• _EXERCISE_
Answer with one number: how many lines hold "React".

--- Begin RECORDED INFORMATION ---

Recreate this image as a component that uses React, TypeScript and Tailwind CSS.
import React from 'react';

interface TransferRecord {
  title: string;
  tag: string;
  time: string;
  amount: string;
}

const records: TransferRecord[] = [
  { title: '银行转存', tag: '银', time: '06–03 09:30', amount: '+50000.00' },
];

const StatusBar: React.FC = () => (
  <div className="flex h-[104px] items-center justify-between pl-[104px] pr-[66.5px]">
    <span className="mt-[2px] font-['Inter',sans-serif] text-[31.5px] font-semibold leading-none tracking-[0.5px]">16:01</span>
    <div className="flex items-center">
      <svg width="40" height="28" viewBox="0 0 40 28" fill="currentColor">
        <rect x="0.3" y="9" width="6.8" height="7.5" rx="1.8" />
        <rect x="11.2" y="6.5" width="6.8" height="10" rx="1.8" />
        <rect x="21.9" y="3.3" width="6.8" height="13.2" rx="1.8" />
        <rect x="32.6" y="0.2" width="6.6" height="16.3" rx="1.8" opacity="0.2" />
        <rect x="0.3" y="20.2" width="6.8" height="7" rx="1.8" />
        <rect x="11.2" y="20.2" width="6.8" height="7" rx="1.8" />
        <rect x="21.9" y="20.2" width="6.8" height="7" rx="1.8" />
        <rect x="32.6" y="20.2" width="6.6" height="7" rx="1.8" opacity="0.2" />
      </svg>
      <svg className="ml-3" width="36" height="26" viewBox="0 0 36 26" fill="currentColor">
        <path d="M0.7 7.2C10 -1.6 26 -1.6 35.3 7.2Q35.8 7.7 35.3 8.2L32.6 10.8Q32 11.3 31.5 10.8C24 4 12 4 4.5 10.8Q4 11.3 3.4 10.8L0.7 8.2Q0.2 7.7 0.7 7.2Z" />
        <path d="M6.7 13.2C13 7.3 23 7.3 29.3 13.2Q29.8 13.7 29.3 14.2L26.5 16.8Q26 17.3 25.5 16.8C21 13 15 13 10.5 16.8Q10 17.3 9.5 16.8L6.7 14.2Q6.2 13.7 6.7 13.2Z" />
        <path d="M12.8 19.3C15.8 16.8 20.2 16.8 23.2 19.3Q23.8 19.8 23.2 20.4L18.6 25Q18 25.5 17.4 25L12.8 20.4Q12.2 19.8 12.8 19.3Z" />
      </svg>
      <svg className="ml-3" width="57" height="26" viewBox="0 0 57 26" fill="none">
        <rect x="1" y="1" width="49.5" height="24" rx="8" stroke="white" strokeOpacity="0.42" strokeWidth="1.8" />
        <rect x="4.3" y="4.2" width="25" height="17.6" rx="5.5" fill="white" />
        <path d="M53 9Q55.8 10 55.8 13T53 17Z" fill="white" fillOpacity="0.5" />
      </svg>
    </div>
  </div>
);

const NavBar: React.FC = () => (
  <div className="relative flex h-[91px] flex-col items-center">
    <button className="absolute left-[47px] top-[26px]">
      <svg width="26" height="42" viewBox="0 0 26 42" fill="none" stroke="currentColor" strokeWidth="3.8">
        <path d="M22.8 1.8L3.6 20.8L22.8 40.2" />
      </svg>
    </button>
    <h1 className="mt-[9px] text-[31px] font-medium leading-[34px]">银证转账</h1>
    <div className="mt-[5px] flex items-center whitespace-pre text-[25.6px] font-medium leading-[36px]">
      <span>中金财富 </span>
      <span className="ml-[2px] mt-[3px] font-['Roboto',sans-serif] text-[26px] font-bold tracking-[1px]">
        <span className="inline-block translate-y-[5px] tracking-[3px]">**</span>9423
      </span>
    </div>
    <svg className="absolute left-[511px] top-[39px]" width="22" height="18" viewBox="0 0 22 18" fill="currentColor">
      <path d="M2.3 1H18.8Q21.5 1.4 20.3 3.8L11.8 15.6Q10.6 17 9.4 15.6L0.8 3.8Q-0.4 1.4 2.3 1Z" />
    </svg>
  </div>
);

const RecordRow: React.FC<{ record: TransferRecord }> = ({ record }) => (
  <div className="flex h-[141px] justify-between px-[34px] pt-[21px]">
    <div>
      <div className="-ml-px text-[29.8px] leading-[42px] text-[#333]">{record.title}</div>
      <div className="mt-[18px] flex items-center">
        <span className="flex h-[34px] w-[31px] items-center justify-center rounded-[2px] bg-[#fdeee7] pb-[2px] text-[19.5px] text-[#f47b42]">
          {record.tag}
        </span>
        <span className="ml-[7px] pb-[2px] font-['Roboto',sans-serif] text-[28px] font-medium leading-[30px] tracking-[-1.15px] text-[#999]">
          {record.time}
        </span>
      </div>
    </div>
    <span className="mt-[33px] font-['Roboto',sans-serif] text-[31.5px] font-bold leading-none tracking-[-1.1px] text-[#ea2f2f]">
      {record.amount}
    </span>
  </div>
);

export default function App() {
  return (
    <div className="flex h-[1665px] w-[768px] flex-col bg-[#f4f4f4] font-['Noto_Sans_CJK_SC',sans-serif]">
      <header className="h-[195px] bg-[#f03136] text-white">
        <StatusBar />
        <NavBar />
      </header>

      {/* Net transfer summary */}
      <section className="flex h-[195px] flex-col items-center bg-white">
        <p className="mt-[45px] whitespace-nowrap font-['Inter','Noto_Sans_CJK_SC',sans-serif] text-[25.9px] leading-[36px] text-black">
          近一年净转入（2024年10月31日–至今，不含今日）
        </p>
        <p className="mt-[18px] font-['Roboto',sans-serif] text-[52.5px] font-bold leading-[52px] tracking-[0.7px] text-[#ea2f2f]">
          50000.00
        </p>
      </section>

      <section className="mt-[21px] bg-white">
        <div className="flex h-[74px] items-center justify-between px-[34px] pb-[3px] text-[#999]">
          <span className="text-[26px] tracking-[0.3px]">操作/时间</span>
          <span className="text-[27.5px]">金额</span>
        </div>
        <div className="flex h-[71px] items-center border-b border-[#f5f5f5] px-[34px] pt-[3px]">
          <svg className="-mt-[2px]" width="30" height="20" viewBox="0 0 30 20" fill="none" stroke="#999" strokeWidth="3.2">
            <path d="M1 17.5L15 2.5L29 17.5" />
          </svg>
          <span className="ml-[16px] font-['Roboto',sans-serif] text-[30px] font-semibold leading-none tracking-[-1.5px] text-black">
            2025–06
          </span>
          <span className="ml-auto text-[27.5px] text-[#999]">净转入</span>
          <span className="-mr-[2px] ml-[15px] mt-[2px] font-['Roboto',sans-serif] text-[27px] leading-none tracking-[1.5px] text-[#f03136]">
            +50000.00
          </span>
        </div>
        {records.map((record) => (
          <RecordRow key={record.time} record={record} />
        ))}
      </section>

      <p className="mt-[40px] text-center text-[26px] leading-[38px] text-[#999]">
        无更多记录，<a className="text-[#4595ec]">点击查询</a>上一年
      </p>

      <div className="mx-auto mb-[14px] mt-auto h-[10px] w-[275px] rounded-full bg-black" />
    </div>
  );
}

--- End RECORDED INFORMATION ---

• _WORKED ANSWER_
5